Not yet. A good part of the question becomes "Why do they need men?"

Quote:
Afaik, China is in problems not having enough girls... The birth rate seems to be something like M/F 51%/49%.
China is in the beginning stages of emerging from a state common to agrarian, pre-industrial societies. Historically, male children were favored over female children. Labor was manual, child mortality was high, large families were required to insure enough kids survived to adulthood to have enough hands to do the work, and males were better suited to doing the work that needed to be done.

Cultural patterns like that change very slowly.

Also, the limiting factor on population is the number of fertile females. One male can keep ten females continuously pregnant. Ten males can't make a single female produce babies faster and in greater quantity than one can.

China is also facing consequences of an effort to reduce population, and has been practicing a rather draconian "one child per family" policy for years.

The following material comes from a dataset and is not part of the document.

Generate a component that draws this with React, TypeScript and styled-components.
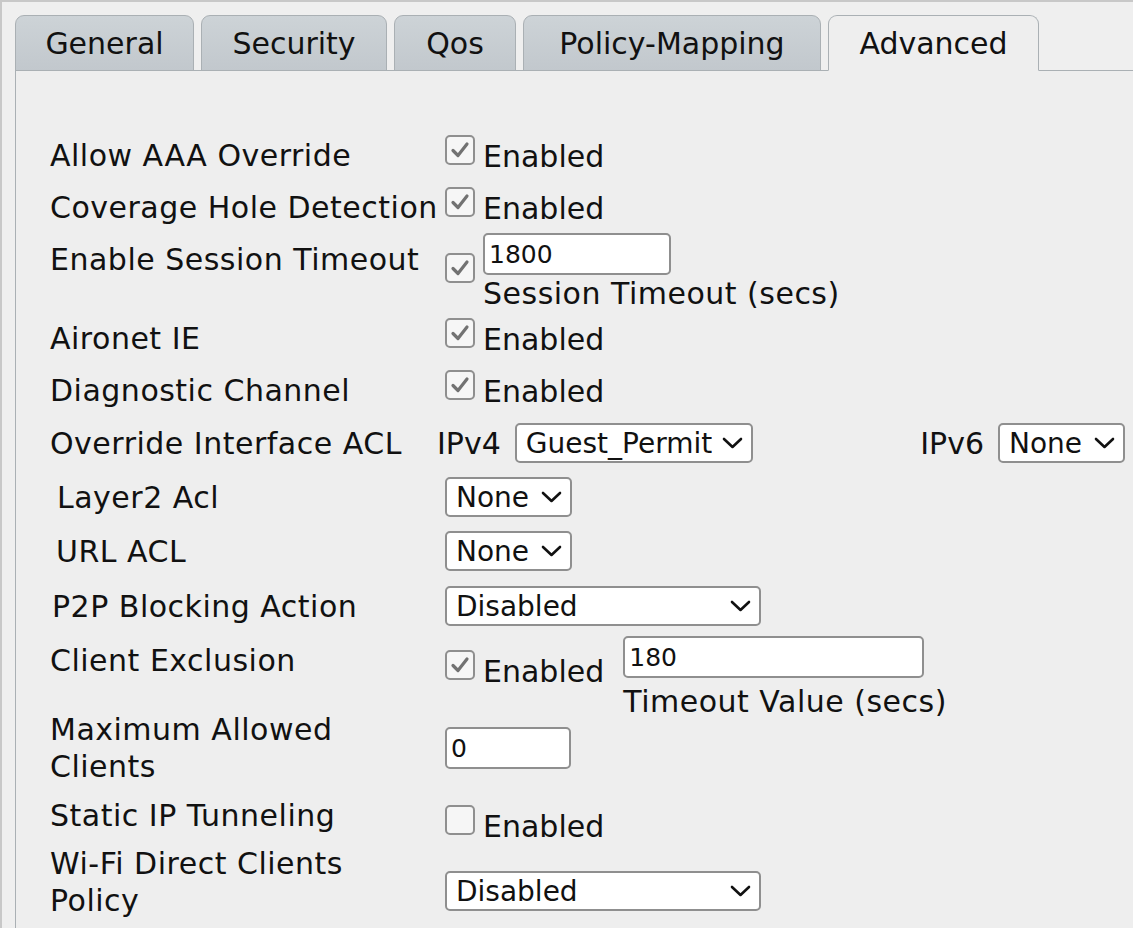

One of the issues facing China is that it's no longer the lowest-cost producer for manufacturing. It boot-strapped itself into the 21st century the same way everyone else did it: move the peasants off the farm to the cities to be the basis on an industrial work force. But it's starting to run out of peasants to convert to workers, manufacturers are competing for labor, and wages and costs are rising in consequence. One large Chinese manufacturer announced a full-court press into robotics in consequence.

If you look at global population trends, you see that population growth in industrialized nations is stagnant or even negative. It's places that are not yet industrialized where population growth may be an issue.

Quote:
In Japan, it seems that males are so dangerously disinterested in sex (and their country's women in general) that a shortage of children is threatening.
I wouldn't ascribe it to disinterest in sex on the part of the male. It's more likely a disinterest in having children on the part of the female.

In a technologically advanced industrialized nation, having kids is increasingly a matter of choice, not necessity. Many women are deciding they don't want to be mothers. And in such nations, having kids is increasingly expensive. The limit on family size tends to be what the family can afford, rather than what mom and dad may want.

But Japanese population growth is now negative. A former senior Japanese bureaucrat is making a push for Japan to attract as many as ten million high quality immigrants, as he foresees a time when there simply won't be enough Japanese to do everything that needs to be done.